Abstract

The history of burial, temperature variations, and organic maturation in the sedimentary rocks of the Murzuq Basin in southwestern Libya was numerically reconstructed for eight wells and one pseudowell along northeast-southwest and northwest-southeast profiles across the basin. The reconstruction was performed using the GALO system for basin modeling taking into account that the basin lithosphere underwent repeated tectonic and thermal activation. The modeling allowed us to refine the reconstructions of the thermal history of the basin and assessment of its hydrocarbon potential obtained by previous models, which assumed a constant temperature gradient during the whole period of basin development.
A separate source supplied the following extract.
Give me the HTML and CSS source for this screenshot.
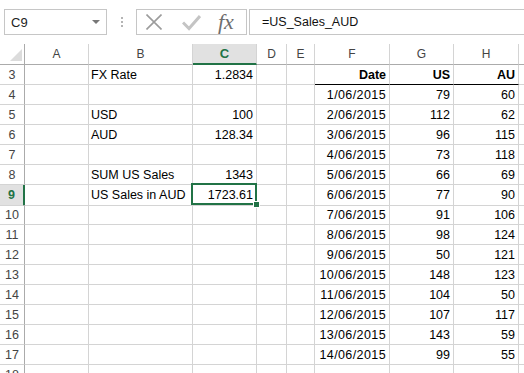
FILE: index.html
```html
<!DOCTYPE html>
<html>
<head>
  <meta charset="UTF-8">
  <title>FX Rate sheet</title>
  <link rel="stylesheet" href="styles.css">
</head>
<body>
  <div class="toolbar">
    <div class="namebox"><span>C9</span><span class="caret"></span></div>
    <div class="grip"><i></i><i></i><i></i></div>
    <div class="fxbox">
      <svg class="ico-x" width="16" height="16" viewBox="0 0 16 16"><path d="M0.5 0.5L15.5 15.5M15.5 0.5L0.5 15.5" stroke="#9c9c9c" stroke-width="1.6" fill="none"/></svg>
      <svg class="ico-ok" width="19" height="17" viewBox="0 0 19 17"><path d="M1 8.5L7 14.5L18 2" stroke="#c4c4c4" stroke-width="3" fill="none"/></svg>
      <span class="fx">fx</span>
    </div>
    <div class="formula">=US_Sales_AUD</div>
  </div>

  <div class="sheet">
    <div class="row hdr">
      <div class="c corner"><span class="tri"></span></div>
      <div class="c ch">A</div><div class="c ch">B</div><div class="c ch sel">C</div><div class="c ch">D</div>
      <div class="c ch">E</div><div class="c ch">F</div><div class="c ch">G</div><div class="c ch">H</div><div class="c ch"></div>
    </div>
    <div class="row">
      <div class="c rh">3</div><div class="c"></div><div class="c">FX Rate</div><div class="c r">1.2834</div><div class="c"></div>
      <div class="c"></div><div class="c r hd">Date</div><div class="c r hd">US</div><div class="c r hd">AU</div><div class="c"></div>
    </div>
    <div class="row">
      <div class="c rh">4</div><div class="c"></div><div class="c"></div><div class="c"></div><div class="c"></div>
      <div class="c"></div><div class="c r dt">1/06/2015</div><div class="c r">79</div><div class="c r">60</div><div class="c"></div>
    </div>
    <div class="row">
      <div class="c rh">5</div><div class="c"></div><div class="c">USD</div><div class="c r">100</div><div class="c"></div>
      <div class="c"></div><div class="c r dt">2/06/2015</div><div class="c r">112</div><div class="c r">62</div><div class="c"></div>
    </div>
    <div class="row">
      <div class="c rh">6</div><div class="c"></div><div class="c">AUD</div><div class="c r">128.34</div><div class="c"></div>
      <div class="c"></div><div class="c r dt">3/06/2015</div><div class="c r">96</div><div class="c r">115</div><div class="c"></div>
    </div>
    <div class="row">
      <div class="c rh">7</div><div class="c"></div><div class="c"></div><div class="c"></div><div class="c"></div>
      <div class="c"></div><div class="c r dt">4/06/2015</div><div class="c r">73</div><div class="c r">118</div><div class="c"></div>
    </div>
    <div class="row">
      <div class="c rh">8</div><div class="c"></div><div class="c">SUM US Sales</div><div class="c r">1343</div><div class="c"></div>
      <div class="c"></div><div class="c r dt">5/06/2015</div><div class="c r">66</div><div class="c r">69</div><div class="c"></div>
    </div>
    <div class="row">
      <div class="c rh sel">9</div><div class="c"></div><div class="c">US Sales in AUD</div><div class="c r active">1723.61<span class="cursor"></span></div><div class="c"></div>
      <div class="c"></div><div class="c r dt">6/06/2015</div><div class="c r">77</div><div class="c r">90</div><div class="c"></div>
    </div>
    <div class="row">
      <div class="c rh">10</div><div class="c"></div><div class="c"></div><div class="c"></div><div class="c"></div>
      <div class="c"></div><div class="c r dt">7/06/2015</div><div class="c r">91</div><div class="c r">106</div><div class="c"></div>
    </div>
    <div class="row">
      <div class="c rh">11</div><div class="c"></div><div class="c"></div><div class="c"></div><div class="c"></div>
      <div class="c"></div><div class="c r dt">8/06/2015</div><div class="c r">98</div><div class="c r">124</div><div class="c"></div>
    </div>
    <div class="row">
      <div class="c rh">12</div><div class="c"></div><div class="c"></div><div class="c"></div><div class="c"></div>
      <div class="c"></div><div class="c r dt">9/06/2015</div><div class="c r">50</div><div class="c r">121</div><div class="c"></div>
    </div>
    <div class="row">
      <div class="c rh">13</div><div class="c"></div><div class="c"></div><div class="c"></div><div class="c"></div>
      <div class="c"></div><div class="c r dt">10/06/2015</div><div class="c r">148</div><div class="c r">123</div><div class="c"></div>
    </div>
    <div class="row">
      <div class="c rh">14</div><div class="c"></div><div class="c"></div><div class="c"></div><div class="c"></div>
      <div class="c"></div><div class="c r dt">11/06/2015</div><div class="c r">104</div><div class="c r">50</div><div class="c"></div>
    </div>
    <div class="row">
      <div class="c rh">15</div><div class="c"></div><div class="c"></div><div class="c"></div><div class="c"></div>
      <div class="c"></div><div class="c r dt">12/06/2015</div><div class="c r">107</div><div class="c r">117</div><div class="c"></div>
    </div>
    <div class="row">
      <div class="c rh">16</div><div class="c"></div><div class="c"></div><div class="c"></div><div class="c"></div>
      <div class="c"></div><div class="c r dt">13/06/2015</div><div class="c r">143</div><div class="c r">59</div><div class="c"></div>
    </div>
    <div class="row">
      <div class="c rh">17</div><div class="c"></div><div class="c"></div><div class="c"></div><div class="c"></div>
      <div class="c"></div><div class="c r dt">14/06/2015</div><div class="c r">99</div><div class="c r">55</div><div class="c"></div>
    </div>
    <div class="row">
      <div class="c rh">18</div><div class="c"></div><div class="c"></div><div class="c"></div><div class="c"></div>
      <div class="c"></div><div class="c"></div><div class="c"></div><div class="c"></div><div class="c"></div>
    </div>
  </div>
</body>
</html>
```
FILE: styles.css
```css
body { margin: 0; width: 524px; height: 373px; overflow: hidden; background: #fff; font-family: "Liberation Sans", Arial, sans-serif; color: #000; }

/* formula bar */
.toolbar { display: flex; align-items: flex-start; height: 44px; box-sizing: border-box; padding: 9px 0 0 4px; }
.namebox { width: 103px; height: 26px; box-sizing: border-box; border: 1px solid #c6c6c6; display: flex; align-items: center; justify-content: space-between; padding: 0 6px; font-size: 13px; color: #222; }
.caret { width: 0; height: 0; border-left: 4px solid transparent; border-right: 4px solid transparent; border-top: 4px solid #777; }
.grip { width: 29px; height: 26px; display: flex; flex-direction: column; align-items: center; justify-content: center; gap: 2px; }
.grip i { width: 2px; height: 2px; background: #b4b4b4; }
.fxbox { width: 111px; height: 26px; box-sizing: border-box; border: 1px solid #c6c6c6; display: flex; align-items: center; }
.ico-x { margin-left: 9px; }
.ico-ok { margin-left: 20px; }
.fx { margin-left: 17px; font-family: "Liberation Serif", "Times New Roman", serif; font-style: italic; font-size: 22px; line-height: 24px; color: #6e6e6e; }
.formula { flex: 1; min-width: 0; height: 26px; box-sizing: border-box; margin-left: 2px; border: 1px solid #c6c6c6; border-right: none; padding-left: 12px; font-size: 12.5px; line-height: 24px; color: #111; white-space: nowrap; }

/* grid */
.sheet { width: 524px; overflow: hidden; }
.row { display: grid; grid-template-columns: 25px 64px 104px 64px 30px 28px 75px 64px 65px 1fr; height: 20px; }
.c { box-sizing: border-box; border-right: 1px solid #d4d4d4; border-bottom: 1px solid #d4d4d4; padding: 1px 2px 0; font-size: 12.5px; line-height: 19px; white-space: nowrap; overflow: hidden; }
.row .c:last-child { border-right: none; }
.r { text-align: right; padding-right: 3px; }
.dt { letter-spacing: 0.4px; }
.hd { font-weight: bold; border-bottom-color: #000; }

.hdr { height: 21px; }
.ch { text-align: center; color: #444; font-size: 12px; line-height: 18px; border-bottom-color: #ababab; }
.ch.sel { background: #e1e1e1; color: #217346; font-weight: bold; font-size: 13px; border-bottom: 2px solid #217346; }
.corner { display: flex; justify-content: flex-end; align-items: flex-end; padding: 0 2px 3px 0; border-bottom-color: #ababab; border-right-color: #ababab; }
.tri { width: 0; height: 0; border-left: 12px solid transparent; border-bottom: 12px solid #dcdcdc; }

.rh { text-align: center; color: #444; padding: 1px 0 0; border-right-color: #ababab; }
.rh.sel { background: #e1e1e1; color: #217346; font-weight: bold; border-right: 2px solid #217346; }

.active { position: relative; overflow: visible; }
.cursor { position: absolute; left: -2px; top: -2px; width: 66px; height: 22px; box-sizing: border-box; border: 2px solid #217346; }
.cursor::after { content: ""; position: absolute; left: 60px; top: 16px; width: 5px; height: 5px; background: #217346; border: 1px solid #fff; }
```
The Murzuq Basin is characterized by moderate basement subsidence (2200–2800 m), which would have corresponded in an ordinary basin to immature or early mature organic matter. However, the history of the basin included several periods of extensive uplift and subsidence, which were accompanied by the erosion of the sedimentary cover and thermal activation of the lithosphere. This resulted in variations in organic matter maturity reached in different segments of the basin and a peculiar distribution of the degree of maturation, which is higher at the flanks of the Murzuq Basin compared with the same rocks from deeper buried zones. Our modeling indicated that the rocks of the Tanezzuft Formation could generate significant volumes of liquid hydrocarbons at some areas of the basin, but the situation is strongly dependent on the depth of rock burial and amplitude of erosion of the sedimentary cover at various areas of the basin.